Press Catch-Up

7th October 2011 at 01:00

Forced to learn Gaelic

DAILY MAIL

- Every pupil in the country could be forced to learn Gaelic and Scots under SNP plans to introduce "Scottish studies" to the classroom. Ministers have announced that an army of "Scots language co-ordinators" would be hired - despite the fact that two-thirds of adults do not believe Scots is a language in its own right.

Nobel alumni honoured

THE SCOTSMAN

- Two of Scotland's greatest scientists, whose achievements revolutionised health, have been honoured at their old school.

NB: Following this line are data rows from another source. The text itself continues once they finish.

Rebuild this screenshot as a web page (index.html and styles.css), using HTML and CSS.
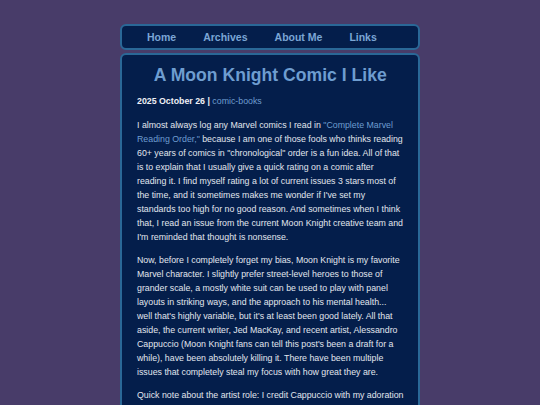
FILE: index.html
```html
<!DOCTYPE html>
<html>
<head>
<meta charset="utf-8">
<link rel="stylesheet" href="styles.css">
</head>
<body>
<div class="page">
  <nav class="nav">
    <a href="#">Home</a>
    <a href="#">Archives</a>
    <a href="#">About Me</a>
    <a href="#">Links</a>
  </nav>
  <main class="main">
    <h1 class="title">A Moon Knight Comic I Like</h1>
    <div class="meta"><b>2025 October 26 |</b> <a href="#">comic-books</a></div>
    <p>I almost always log any Marvel comics I read in <a href="#">"Complete Marvel Reading Order,"</a> because I am one of those fools who thinks reading 60+ years of comics in "chronological" order is a fun idea. All of that is to explain that I usually give a quick rating on a comic after reading it. I find myself rating a lot of current issues 3 stars most of the time, and it sometimes makes me wonder if I've set my standards too high for no good reason. And sometimes when I think that, I read an issue from the current Moon Knight creative team and I'm reminded that thought is nonsense.</p>
    <p>Now, before I completely forget my bias, Moon Knight is my favorite Marvel character. I slightly prefer street-level heroes to those of grander scale, a mostly white suit can be used to play with panel layouts in striking ways, and the approach to his mental health... well that's highly variable, but it's at least been good lately. All that aside, the current writer, Jed MacKay, and recent artist, Alessandro Cappuccio (Moon Knight fans can tell this post's been a draft for a while), have been absolutely killing it. There have been multiple issues that completely steal my focus with how great they are.</p>
    <p>Quick note about the artist role: I credit Cappuccio with my adoration of the series, though the colorist and letterer deserve credit too.</p>
  </main>
</div>
</body>
</html>
```
FILE: styles.css
```css
html, body {
  margin: 0;
  padding: 0;
  height: 100%;
  overflow: hidden;
}
body {
  background: #483c69;
  font-family: "Liberation Sans", Arial, sans-serif;
  color: #e2e6ee;
}
.page {
  width: 300px;
  margin: 24px auto 0;
  display: flex;
  flex-direction: column;
  gap: 3px;
}
.nav {
  box-sizing: border-box;
  height: 26px;
  background: #041e4b;
  border: 2px solid #2a6897;
  border-radius: 6px;
  display: flex;
  align-items: center;
  padding-left: 25px;
  gap: 27px;
}
.nav a {
  color: #7ba6d5;
  font-weight: bold;
  font-size: 10.5px;
  line-height: 12px;
  text-decoration: none;
}
.main {
  background: #041e4b;
  border: 2px solid #2a6897;
  border-radius: 6px;
  padding: 0 14.5px 10px 15px;
}
.title {
  margin: 8px 0 0;
  text-align: center;
  color: #6e9dd0;
  font-size: 17.6px;
  line-height: 24px;
}
.meta {
  margin-top: 7px;
  font-size: 8.8px;
  line-height: 14px;
  color: #eef0f5;
}
a { color: #6e9dd0; text-decoration: none; }
p {
  margin: 9px 0 0;
  font-size: 8.8px;
  line-height: 14px;
}
.meta + p { margin-top: 10px; }
```
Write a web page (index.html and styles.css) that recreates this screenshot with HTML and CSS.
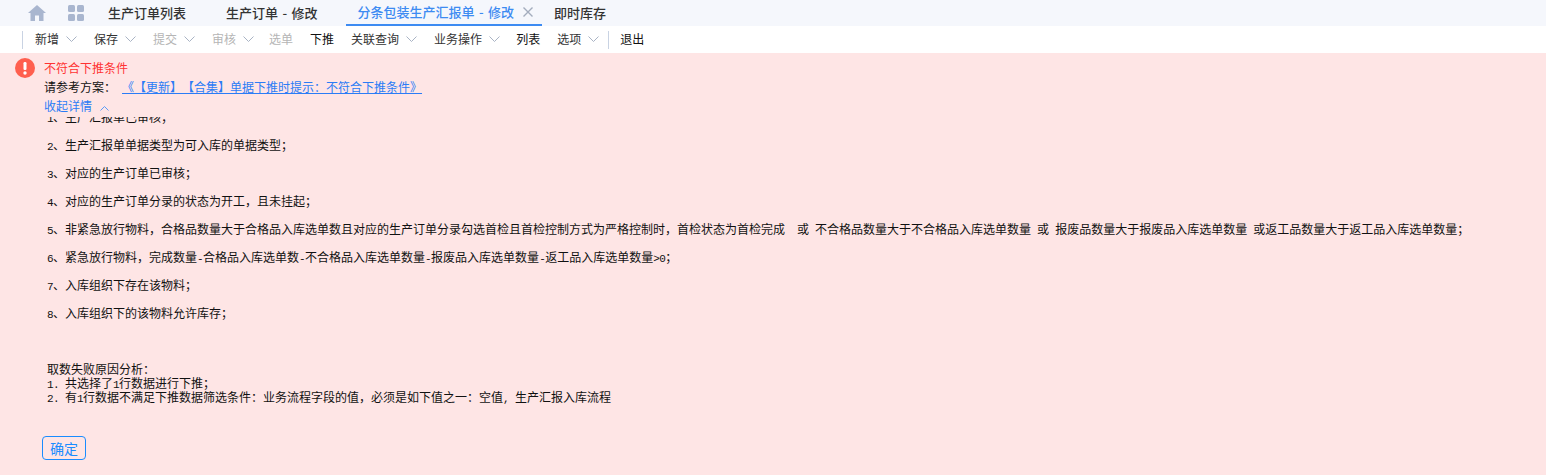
FILE: index.html
```html
<!DOCTYPE html>
<html lang="zh-CN">
<head>
  <meta charset="UTF-8" />
  <title>分条包装生产汇报单 - 修改</title>
  <link rel="stylesheet" href="styles.css">
</head>
<body>
  <header class="tabs">
    <svg class="tab-icon home-icon" viewBox="0 0 18 16" width="18" height="16"><path d="M9 0 L18 8 H15.5 V16 H11 V10.5 H7 V16 H2.5 V8 H0 Z" fill="#a9b6cf"/></svg>
    <svg class="tab-icon grid-icon" viewBox="0 0 16 16" width="16" height="16">
      <rect x="0" y="0" width="7" height="7" rx="1.5" fill="#a9b6cf"/>
      <rect x="9" y="0" width="7" height="7" rx="1.5" fill="#a9b6cf"/>
      <rect x="0" y="9" width="7" height="7" rx="1.5" fill="#a9b6cf"/>
      <rect x="9" y="9" width="7" height="7" rx="1.5" fill="#a9b6cf"/>
    </svg>
    <a class="tab tab-list">生产订单列表</a>
    <a class="tab tab-order">生产订单 - 修改</a>
    <a class="tab tab-active">分条包装生产汇报单 - 修改
      <svg class="tab-close" viewBox="0 0 10 10" width="10" height="10"><path d="M0.5 0.5 L9.5 9.5 M9.5 0.5 L0.5 9.5" stroke="#a3acbd" stroke-width="1.4"/></svg>
    </a>
    <a class="tab tab-stock">即时库存</a>
  </header>

  <nav class="toolbar">
    <span class="divider first"></span>
    <a class="tool">新增<svg class="caret" viewBox="0 0 11 6" width="11" height="6"><path d="M0.5 0.5 L5.5 5.5 L10.5 0.5" /></svg></a>
    <a class="tool">保存<svg class="caret" viewBox="0 0 11 6" width="11" height="6"><path d="M0.5 0.5 L5.5 5.5 L10.5 0.5" /></svg></a>
    <a class="tool disabled">提交<svg class="caret" viewBox="0 0 11 6" width="11" height="6"><path d="M0.5 0.5 L5.5 5.5 L10.5 0.5" /></svg></a>
    <a class="tool disabled tight">审核<svg class="caret" viewBox="0 0 11 6" width="11" height="6"><path d="M0.5 0.5 L5.5 5.5 L10.5 0.5" /></svg></a>
    <a class="tool disabled">选单</a>
    <a class="tool strong">下推</a>
    <a class="tool">关联查询<svg class="caret" viewBox="0 0 11 6" width="11" height="6"><path d="M0.5 0.5 L5.5 5.5 L10.5 0.5" /></svg></a>
    <a class="tool tight">业务操作<svg class="caret" viewBox="0 0 11 6" width="11" height="6"><path d="M0.5 0.5 L5.5 5.5 L10.5 0.5" /></svg></a>
    <a class="tool strong">列表</a>
    <a class="tool last">选项<svg class="caret" viewBox="0 0 11 6" width="11" height="6"><path d="M0.5 0.5 L5.5 5.5 L10.5 0.5" /></svg></a>
    <span class="divider"></span>
    <a class="tool strong">退出</a>
  </nav>

  <main class="alert">
    <div class="alert-head">
      <svg class="alert-icon" viewBox="0 0 20 20" width="20" height="20">
        <circle cx="10" cy="10" r="10" fill="#ff5f4e"/>
        <rect x="8.5" y="4" width="3" height="8" rx="1.2" fill="#fff"/>
        <circle cx="10" cy="15" r="1.7" fill="#fff"/>
      </svg>
      <div class="alert-text">
        <p class="alert-title">不符合下推条件</p>
        <p class="alert-ref">请参考方案：<a class="ref-link">《【更新】【合集】单据下推时提示：不符合下推条件》</a></p>
        <p class="alert-toggle">收起详情<svg class="toggle-caret" viewBox="0 0 9 5" width="9" height="5"><path d="M0.5 4.5 L4.5 0.5 L8.5 4.5" /></svg></p>
      </div>
    </div>
    <div class="detail">
      <div class="detail-inner">
        <span class="num">1</span>、生产汇报单已审核；<br><br>
        <span class="num">2</span>、生产汇报单单据类型为可入库的单据类型；<br><br>
        <span class="num">3</span>、对应的生产订单已审核；<br><br>
        <span class="num">4</span>、对应的生产订单分录的状态为开工，且未挂起；<br><br>
        <span class="num">5</span>、非紧急放行物料，合格品数量大于合格品入库选单数且对应的生产订单分录勾选首检且首检控制方式为严格控制时，首检状态为首检完成<span class="num">&nbsp;&nbsp;</span>或<span class="num">&nbsp;</span>不合格品数量大于不合格品入库选单数量<span class="num">&nbsp;</span>或<span class="num">&nbsp;</span>报废品数量大于报废品入库选单数量<span class="num">&nbsp;</span>或返工品数量大于返工品入库选单数量；<br><br>
        <span class="num">6</span>、紧急放行物料，完成数量<span class="num">-</span>合格品入库选单数<span class="num">-</span>不合格品入库选单数量<span class="num">-</span>报废品入库选单数量<span class="num">-</span>返工品入库选单数量<span class="num">&gt;0</span>；<br><br>
        <span class="num">7</span>、入库组织下存在该物料；<br><br>
        <span class="num">8</span>、入库组织下的该物料允许库存；<br><br><br><br>
        取数失败原因分析：<br>
        <span class="num">1.&nbsp;</span>共选择了<span class="num">1</span>行数据进行下推；<br>
        <span class="num">2.&nbsp;</span>有<span class="num">1</span>行数据不满足下推数据筛选条件：业务流程字段的值，必须是如下值之一：空值<span class="num">,&nbsp;</span>生产汇报入库流程
      </div>
    </div>
    <button class="confirm">确定</button>
  </main>
</body>
</html>
```

FILE: styles.css
```css
* {
  margin: 0;
  padding: 0;
  box-sizing: border-box;
}

body {
  width: 1546px;
  height: 475px;
  overflow: hidden;
  font-family: "Noto Sans CJK SC", "Liberation Sans", sans-serif;
  font-size: 12px;
  color: #333;
  background: #fee5e5;
}

.tabs {
  display: flex;
  align-items: center;
  height: 26px;
  background: #f5f7fc;
}

.home-icon {
  margin-left: 28px;
}

.grid-icon {
  margin-left: 22px;
}

.tab {
  font-size: 13px;
  font-weight: 500;
  line-height: 26px;
  color: #333;
  white-space: pre;
  word-spacing: 1.5px;
}

.tab-list {
  margin-left: 24px;
}

.tab-order {
  margin-left: 40px;
}

.tab-active {
  display: flex;
  align-items: center;
  height: 26px;
  margin-left: 28px;
  padding: 0 9px 0 12px;
  color: #3d8bf2;
  border-bottom: 2px solid #3d8bf2;
  white-space: normal;
}

.tab-close {
  margin-left: 9px;
}

.tab-stock {
  margin-left: 12px;
}

.toolbar {
  display: flex;
  align-items: center;
  height: 27px;
  padding-left: 22px;
  background: #fff;
}

.divider {
  width: 1px;
  height: 18px;
  background: #c9d3e3;
  margin: 0 11px 0 0;
}

.divider.first {
  margin-right: 12px;
}

.tool {
  display: flex;
  align-items: center;
  margin-right: 17px;
  margin-bottom: 2px;
  color: #333;
  white-space: nowrap;
}

.tool.tight {
  margin-right: 16px;
}

.tool.disabled.tight {
  margin-right: 15px;
}

.tool.last {
  margin-right: 9px;
}

.tool.strong {
  color: #111;
}

.tool.disabled {
  color: #b5b5b5;
}

.caret {
  margin-left: 7px;
  fill: none;
  stroke: #a9b3c4;
}

.alert {
  height: 422px;
  background: #fee5e5;
}

.alert-head {
  display: flex;
  padding: 5px 0 0 15px;
  height: 64px;
}

.alert-icon {
  margin-right: 9px;
  flex: none;
}

.alert-text {
  line-height: 19px;
}

.alert-title {
  color: #ff3333;
}

.alert-ref {
  color: #111;
}

.ref-link {
  margin-left: 6px;
  color: #2b7cf6;
  text-decoration: underline;
  text-spacing-trim: space-all;
}

.alert-toggle {
  color: #2b7cf6;
}

.toggle-caret {
  margin-left: 8px;
  fill: none;
  stroke: #5a9bf6;
}

.detail {
  height: 287px;
  padding-left: 47px;
  overflow: hidden;
}

.detail-inner {
  margin-top: -7px;
  font-size: 12px;
  line-height: 14px;
  color: #111;
  white-space: nowrap;
  text-spacing-trim: space-all;
}

.num {
  font-family: "Liberation Mono", monospace;
  font-size: 11px;
  letter-spacing: -0.6px;
  line-height: 0;
}

.confirm {
  display: block;
  width: 44px;
  height: 24px;
  margin: 32px 0 0 42px;
  font-family: inherit;
  font-size: 14px;
  line-height: 20px;
  color: #1a8cff;
  background: transparent;
  border: 1px solid #1a8cff;
  border-radius: 4px;
}
```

Sir Alexander Fleming (pictured), who discovered penicillin, and Lord John Boyd Orr, the nutritionist, both attended Kilmarnock Academy, making it Scotland's only school to have nurtured two Nobel prizewinners. Professor Hugh Pennington, who chaired a conference at the school, said it was a "unique achievement".

Warning over `apartheid'

THE GUARDIAN

- London's schools are "sleepwalking" into segregation, with classrooms in some parts teaching almost exclusively black or Asian pupils, a leading headteacher who grew up in South Africa under apartheid has warned. David Levin, vice-chair of the Headmasters' and Headmistresses' Conference - an association of 250 independent schools - said he was alarmed that London was dividing into ghettos and "becoming a silo society".

Fears over rugby risks

THE HERALD

- More than one in 10 school rugby players are at risk of injury during a season, according to research. The revelation, in the British Journal of Sports Medicine, has led to a call from one of the researchers for rules to be changed. Previous US studies have rated rugby more dangerous than other school sports, including ice hockey and wrestling.

A link in the food chain

THE SCOTSMAN

- Teaching children how to garden helps them to become responsible, realise where food comes from and instils calm, a poll by the Royal Horticultural Society suggests. Director-general Sue Biggs raised concerns that today's parents were a lost generation, with less horticultural education than their children. Those who attended schools in the 1980s and 1990s missed out on a "huge opportunity".